IcingaDB - Is production ready for a large scale Icinga2 cluster?

Hello,

Has anyone implemented IcingaDB based installation for a relatively large scale Icinga2 cluster in production? If yes, did you come across any issues, gotcha , surprises etc? Please share if you did.

I’ve been thinking setting up a cluster in a traditional way ( 3 tier ) without Icinga2 agent and director. IcingaDB and Redis hosts will exist as inactive standalone hosts. Later on if I decide to go with IcingaDB, I would like them wired on to existing setup. Is it possible and has anyone done it?

Does IcingaDB support 2 clusters at 2 different sites? I mean 2x masters at one site and 2x masters at the second one for providing HA in case of a site issue/disaster?

Please advise,
Thanks

Thanks for your interest in Icinga DB and considering to switch.

I have seen some setups one consider calling large running Icinga DB next to IDO or instead of it. As Icinga DB v1.0 was released over two years ago, lots of trivial bugs were seen and (mostly) addressed. It has reached some maturity.

Compared to the IDO, using Icinga DB might consume more memory in total, but back pressure will not result in a spike of memory consumption in Icinga 2 itself.

The Redis is primary used as a message bus between Icinga 2 and Icinga DB. So when expecting lots of events (history entries, state changes, and the like), having these three components close to each other is advisable to minimize additional delays, e.g., from the network.

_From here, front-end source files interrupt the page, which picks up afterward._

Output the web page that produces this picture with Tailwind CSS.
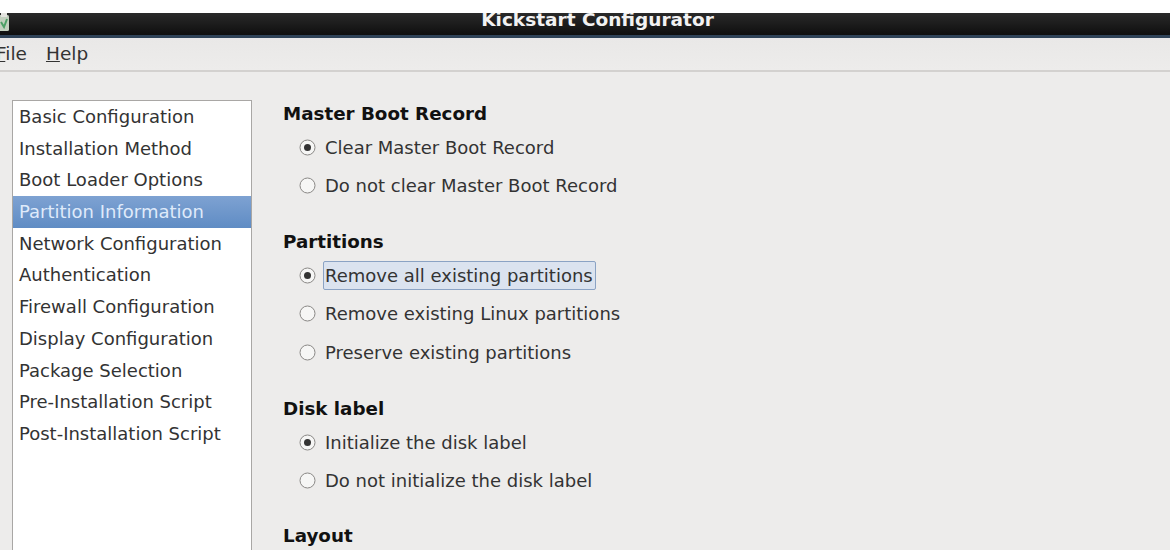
<!DOCTYPE html>
<html><head><meta charset="utf-8"><script src="https://cdn.jsdelivr.net/npm/@tailwindcss/browser@4"></script></head>
<body class="bg-white">
<div class="w-[1170px] h-[550px] overflow-hidden flex flex-col font-['DejaVu_Sans',sans-serif] text-[18px] text-[#333] bg-[#edeceb]">
  <div class="h-[13px] bg-white shrink-0"></div>
  <div class="relative h-[25px] shrink-0 overflow-hidden bg-gradient-to-b from-[#2a2a2a] to-[#0f0f0f] border-b-[3px] border-[#2f4358] flex justify-center">
    <svg class="absolute left-[-2px] top-[0px]" width="12" height="19" viewBox="0 0 12 19"><rect x="1" y="2" width="10" height="16" rx="1.5" fill="#c3d0bf"/><path d="M3 9l3 5 3-8" fill="none" stroke="#4da066" stroke-width="2"/><rect x="3" y="0" width="6" height="4" fill="#e4e4e0"/></svg>
    <span class="font-bold text-[#f2f2f2] text-[18.5px] leading-[14px] ml-[25px]">Kickstart Configurator</span>
  </div>
  <div class="h-[34px] shrink-0 bg-gradient-to-b from-[#e9e8e7] to-[#edeceb] border-b-2 border-[#d3d1cf] flex items-center gap-[19px] leading-none text-[18.5px]">
    <span class="ml-[-4px]"><span class="underline">F</span>ile</span>
    <span><span class="underline">H</span>elp</span>
  </div>
  <div class="flex flex-1 pt-[28px] pl-[12px] min-h-0">
    <div class="w-[240px] shrink-0 h-[500px] bg-white border border-[#a9a7a5] flex flex-col leading-[31.7px]">
      <div class="pl-[6px] h-[31.7px]">Basic Configuration</div>
      <div class="pl-[6px] h-[31.7px]">Installation Method</div>
      <div class="pl-[6px] h-[31.7px]">Boot Loader Options</div>
      <div class="pl-[6px] h-[31.7px] text-[#dfeafa] bg-gradient-to-b from-[#7ea2d2] to-[#5f8cc4]">Partition Information</div>
      <div class="pl-[6px] h-[31.7px]">Network Configuration</div>
      <div class="pl-[6px] h-[31.7px]">Authentication</div>
      <div class="pl-[6px] h-[31.7px]">Firewall Configuration</div>
      <div class="pl-[6px] h-[31.7px]">Display Configuration</div>
      <div class="pl-[6px] h-[31.7px]">Package Selection</div>
      <div class="pl-[6px] h-[31.7px]">Pre-Installation Script</div>
      <div class="pl-[6px] h-[31.7px]">Post-Installation Script</div>
    </div>
    <div class="pl-[31px] flex flex-col">
      <div class="font-bold text-[18.3px] text-[#111] h-[30px] leading-[28px]">Master Boot Record</div>
      <div class="flex flex-col">
        <div class="flex items-center h-[38.5px] pl-[16px] gap-[9px]"><svg width="17" height="17" viewBox="0 0 17 17"><circle cx="8.5" cy="8.5" r="7.5" fill="#f6f6f5" stroke="#8a8886"/><circle cx="8.5" cy="8.5" r="3.5" fill="#333"/></svg><span>Clear Master Boot Record</span></div>
        <div class="flex items-center h-[38.5px] pl-[16px] gap-[9px]"><svg width="17" height="17" viewBox="0 0 17 17"><circle cx="8.5" cy="8.5" r="7.5" fill="#f6f6f5" stroke="#8a8886"/></svg><span>Do not clear Master Boot Record</span></div>
      </div>
      <div class="font-bold text-[18.3px] text-[#111] h-[29px] leading-[28px] mt-[23px]">Partitions</div>
      <div class="flex flex-col">
        <div class="flex items-center h-[38.5px] pl-[16px] gap-[7px]"><svg width="17" height="17" viewBox="0 0 17 17"><circle cx="8.5" cy="8.5" r="7.5" fill="#f6f6f5" stroke="#8a8886"/><circle cx="8.5" cy="8.5" r="3.5" fill="#333"/></svg><span class="pl-[1px] pr-[2px] h-[29px] leading-[27px] bg-[#dbe3ef] border border-[#8ba3c4] rounded-[2px]">Remove all existing partitions</span></div>
        <div class="flex items-center h-[38.5px] pl-[16px] gap-[9px]"><svg width="17" height="17" viewBox="0 0 17 17"><circle cx="8.5" cy="8.5" r="7.5" fill="#f6f6f5" stroke="#8a8886"/></svg><span>Remove existing Linux partitions</span></div>
        <div class="flex items-center h-[38.5px] pl-[16px] gap-[9px]"><svg width="17" height="17" viewBox="0 0 17 17"><circle cx="8.5" cy="8.5" r="7.5" fill="#f6f6f5" stroke="#8a8886"/></svg><span>Preserve existing partitions</span></div>
      </div>
      <div class="font-bold text-[18.3px] text-[#111] h-[31px] leading-[28px] mt-[23px]">Disk label</div>
      <div class="flex flex-col">
        <div class="flex items-center h-[38.5px] pl-[16px] gap-[9px]"><svg width="17" height="17" viewBox="0 0 17 17"><circle cx="8.5" cy="8.5" r="7.5" fill="#f6f6f5" stroke="#8a8886"/><circle cx="8.5" cy="8.5" r="3.5" fill="#333"/></svg><span>Initialize the disk label</span></div>
        <div class="flex items-center h-[38.5px] pl-[16px] gap-[9px]"><svg width="17" height="17" viewBox="0 0 17 17"><circle cx="8.5" cy="8.5" r="7.5" fill="#f6f6f5" stroke="#8a8886"/></svg><span>Do not initialize the disk label</span></div>
      </div>
      <div class="font-bold text-[18.3px] text-[#111] h-[30px] leading-[28px] mt-[22px]">Layout</div>
    </div>
  </div>
</div>
</body></html>
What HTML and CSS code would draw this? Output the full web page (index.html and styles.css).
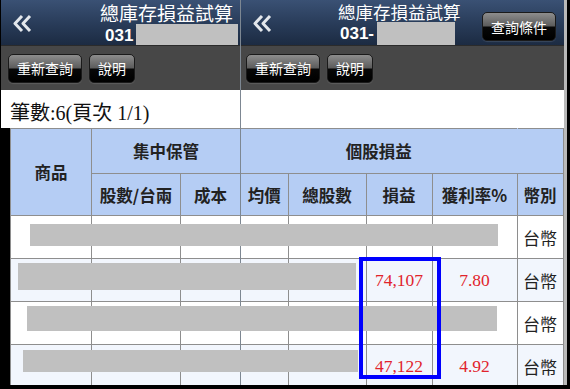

However, there is no reason not to deploy it on another host. Note, when using Icinga DB in an HA setup, each Icinga 2 master needs their own Icinga DB with their own Redis in between. These two Icinga DB instances will then work with the same relational database. Icinga DB’s HA logic also works by using the common SQL database. More in the docs, https://icinga.com/docs/icinga-db/latest/doc/05-Distributed-Setups/.

Within Icinga DB’s relational database, there is the environment ID to distinguish between different setups. I am a bit unsure if I have understood your motivation correctly, but this may help.

Please feel free to give Icinga DB a try, maybe first on an isolated testing host as you already considered.

Thank you Alvar for your opinion and insights.

Just wanted to add to the above quote of mine - The masters at each site will share the same group of satellites. So in the event of a site issue, a DNS change for the masters and bringing them in the cluster. It should work yeah?

Without details, I cannot answer this question honestly. However, if this setup works with the IDO, it should also work with Icinga DB.

I added some info in the way we shape icinga installs for large environments in this post.

I’m currently working on a setup with 50,000+ hosts and for the most part it is OK.

Some of the size problems we notice is IcingaDBWeb can get a bit out of wack as it gets some data from redis and other data direct from the db which results in some parts of the screen disagreeing with each other particularly after deployment.
We are also seeing 40-60 seconds for deployment to run as all the config load, this is partially because the config has some stuff it really shouldn’t have but config size is a thing. This slowness to deploy also affect restart.

1 Like

Thank you @matthew.smith for sharing your experience.

I do have my own doubts about IcingaDB performance, stability. I’m gonna test it in QA and sticking with IDO for Production for now. Once IcingaDB reaches the maturity and stability I will probably wire it on at some point. I find IcingaDB documentation as poorly written, confusing as well.